AMD has released its first open-source language model with one billion parameters. The model builds on a previous version but uses significantly less training data.
While based on the same open-source architecture, AMD's OLMo differs from the original in key aspects. According to AMD, the model was trained with less than half of the training tokens used in the original OLMo. Still, it achieves comparable performance.
AMD's version of OLMo went through a three-stage training process. In the first phase, the base model was trained with 1.3 trillion tokens across 16 server nodes, each equipped with four AMD Instinct MI250 GPUs.
The second phase involved two-step supervised fine-tuning with various datasets to improve capabilities in areas like science, programming, and mathematics. The third phase consisted of human preference alignment based on the UltraFeedback dataset.
Strong performance against competitors
According to AMD, the final OLMo model outperforms other open-source chat models in several benchmarks by an average of 2.6 percent.
The two-phase training showed notable improvements: accuracy in MMLU tests increased by 5.09 percent, while GSM8k tests saw a 15.32 percent improvement.
AMD says a key feature of OLMo is its compatibility with various hardware platforms. Beyond data center use, the model can run on laptops with AMD's Ryzen AI processors and integrated Neural Processing Units (NPUs).
The model, training data and code are available on Hugging Face.

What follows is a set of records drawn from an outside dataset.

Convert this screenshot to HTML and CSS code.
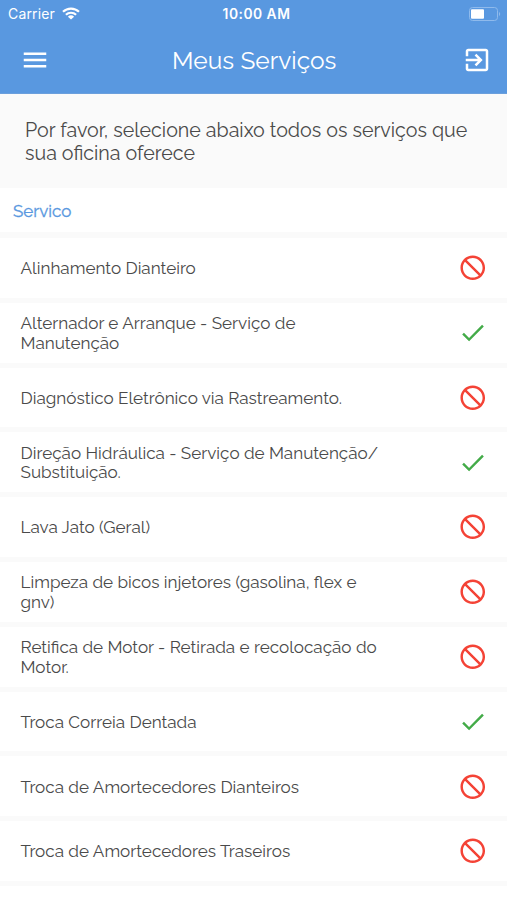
FILE: index.html
```html
<!DOCTYPE html>
<html lang="pt-BR">

<head>
    <meta charset="UTF-8">
    <meta name="viewport" content="width=device-width, initial-scale=1.0">
    <title>Meus Serviços</title>
    <link rel="stylesheet" href="styles.css">
</head>

<body>

    <!-- Shared icons -->
    <svg class="icon-defs" width="0" height="0">
        <symbol id="block" viewBox="0 0 24 24">
            <path d="M12 2C6.48 2 2 6.48 2 12s4.48 10 10 10 10-4.48 10-10S17.52 2 12 2zM4 12c0-4.42 3.58-8 8-8 1.85 0 3.55.63 4.9 1.69L5.69 16.9C4.63 15.55 4 13.85 4 12zm8 8c-1.85 0-3.55-.63-4.9-1.69L18.31 7.1C19.37 8.45 20 10.15 20 12c0 4.42-3.58 8-8 8z" transform="matrix(-1 0 0 1 24 0)" />
        </symbol>
        <symbol id="check" viewBox="0 0 24 24">
            <path d="M9 16.17L4.83 12l-1.42 1.41L9 19 21 7l-1.41-1.41z" />
        </symbol>
    </svg>

    <!-- Header -->
    <header class="header">
        <div class="status-bar">
            <div class="carrier">
                <span>Carrier</span>
                <svg class="wifi" viewBox="0 0 18 13">
                    <path d="M1 4.8a11.6 11.6 0 0 1 16 0M3.9 7.8a7.4 7.4 0 0 1 10.2 0" fill="none" stroke="#fff" stroke-width="2.2" />
                    <path d="M9 12.6L5.9 9.7a4.5 4.5 0 0 1 6.2 0z" fill="#fff" />
                </svg>
            </div>
            <span class="clock">10:00 AM</span>
            <svg class="battery" viewBox="0 0 32 14">
                <rect x=".5" y=".5" width="28" height="13" rx="3" fill="none" stroke="#8fbaec" />
                <rect x="2" y="2.2" width="13" height="9.6" rx="1" fill="#fff" />
                <path d="M30 5v4c1.6-.6 1.6-3.4 0-4z" fill="#8fbaec" />
            </svg>
        </div>
        <div class="nav-bar">
            <svg class="nav-icon" viewBox="0 0 24 24">
                <path d="M3 18h18v-2H3v2zm0-5h18v-2H3v2zm0-7v2h18V6H3z" />
            </svg>
            <h1 class="title">Meus Serviços</h1>
            <svg class="nav-icon" viewBox="0 0 24 24">
                <path d="M10.09 15.59L11.5 17l5-5-5-5-1.41 1.41L12.67 11H3v2h9.67l-2.58 2.59zM19 3H5c-1.11 0-2 .9-2 2v4h2V5h14v14H5v-4H3v4c0 1.1.89 2 2 2h14c1.1 0 2-.9 2-2V5c0-1.1-.9-2-2-2z" />
            </svg>
        </div>
    </header>

    <!-- Intro -->
    <p class="intro">Por favor, selecione abaixo todos os serviços que<br>sua oficina oferece</p>

    <!-- Services -->
    <h2 class="list-title">Servico</h2>
    <ul class="service-list">
        <li class="service">
            <span>Alinhamento Dianteiro</span>
            <svg class="icon off"><use href="#block" /></svg>
        </li>
        <li class="service">
            <span>Alternador e Arranque - Serviço de<br>Manutenção</span>
            <svg class="icon on"><use href="#check" /></svg>
        </li>
        <li class="service">
            <span>Diagnóstico Eletrônico via Rastreamento.</span>
            <svg class="icon off"><use href="#block" /></svg>
        </li>
        <li class="service">
            <span>Direção Hidráulica - Serviço de Manutenção/<br>Substituição.</span>
            <svg class="icon on"><use href="#check" /></svg>
        </li>
        <li class="service">
            <span>Lava Jato (Geral)</span>
            <svg class="icon off"><use href="#block" /></svg>
        </li>
        <li class="service">
            <span>Limpeza de bicos injetores (gasolina, flex e<br>gnv)</span>
            <svg class="icon off"><use href="#block" /></svg>
        </li>
        <li class="service">
            <span>Retifica de Motor - Retirada e recolocação do<br>Motor.</span>
            <svg class="icon off"><use href="#block" /></svg>
        </li>
        <li class="service">
            <span>Troca Correia Dentada</span>
            <svg class="icon on"><use href="#check" /></svg>
        </li>
        <li class="service">
            <span>Troca de Amortecedores Dianteiros</span>
            <svg class="icon off"><use href="#block" /></svg>
        </li>
        <li class="service">
            <span>Troca de Amortecedores Traseiros</span>
            <svg class="icon off"><use href="#block" /></svg>
        </li>
    </ul>

</body>

</html>
```
FILE: styles.css
```css
* {
    box-sizing: border-box;
}

body {
    margin: 0;
    height: 900px;
    overflow: hidden;
    font-family: Raleway, Lato, sans-serif;
    color: #4a4a4a;
    background: #fff;
}

.icon-defs {
    display: none;
}

.header {
    height: 94px;
    color: #fff;
    background: #5998e0;
    border-bottom: 1px solid #6b9fdc;
}

.status-bar {
    display: grid;
    grid-template-columns: 1fr auto 1fr;
    align-items: center;
    height: 27px;
    padding: 0 6px 0 8px;
    font-family: Inter, sans-serif;
    font-size: 14px;
}

.carrier {
    display: flex;
    align-items: center;
    gap: 7px;
    letter-spacing: 0.15px;
}

.wifi {
    width: 18px;
    height: 13px;
}

.clock {
    padding-left: 4px;
    font-size: 13.8px;
    font-weight: 600;
    letter-spacing: 0.5px;
}

.battery {
    width: 32px;
    height: 14px;
    justify-self: end;
}

.nav-bar {
    display: flex;
    align-items: center;
    justify-content: space-between;
    height: 66px;
    padding: 0 14.5px 0 20px;
}

.nav-icon {
    width: 30px;
    height: 30px;
    fill: #fff;
}

.title {
    margin: 0;
    padding-right: 4px;
    font-size: 24.5px;
    font-weight: 400;
}

.intro {
    height: 94px;
    margin: 0;
    padding: 25px 25px 0;
    font-size: 19.65px;
    line-height: 23px;
    background: #fafafa;
}

.list-title {
    display: flex;
    align-items: center;
    height: 44px;
    margin: 0;
    padding: 2px 13px 0;
    font-size: 17px;
    font-weight: 400;
    color: #5998e0;
    -webkit-text-stroke: 0.3px #5998e0;
}

.service-list {
    margin: 0;
    padding: 0;
    list-style: none;
    border-top: 1px solid #fafafa;
}

.service {
    display: flex;
    align-items: center;
    justify-content: space-between;
    height: 64.8px;
    padding: 0 20px 0 20.5px;
    border-top: 5px solid #fafafa;
    font-size: 17.1px;
    line-height: 19.5px;
}

.service span {
    padding-top: 2px;
}

.service:last-child {
    height: 69.8px;
    border-bottom: 5px solid #fafafa;
}

.icon {
    width: 29.5px;
    height: 29.5px;
}

.off {
    fill: #f44336;
}

.on {
    fill: #43ab48;
}
```
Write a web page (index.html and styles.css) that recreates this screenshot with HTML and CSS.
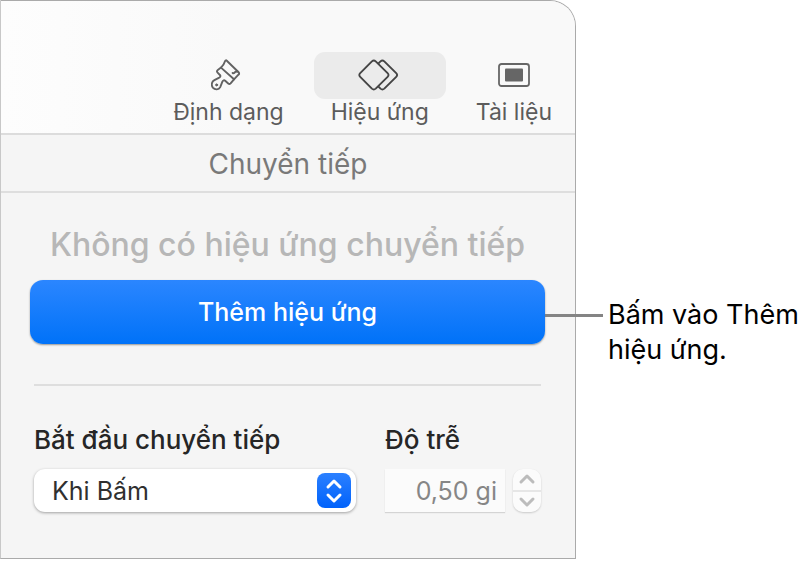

AMD's major AI investment push
The release of OLMo is part of AMD's broader AI strategy. The company reported in July that it invested over $125 million in a dozen AI companies over the past twelve months. Recently, AMD acquired Finnish AI company Silo AI for $665 million and open-source AI startup Nod.ai.
At the same time, AMD is advancing specialized AI hardware development. With the AI accelerator Instinct MI355X announced for 2025, the company aims to compete directly with Nvidia.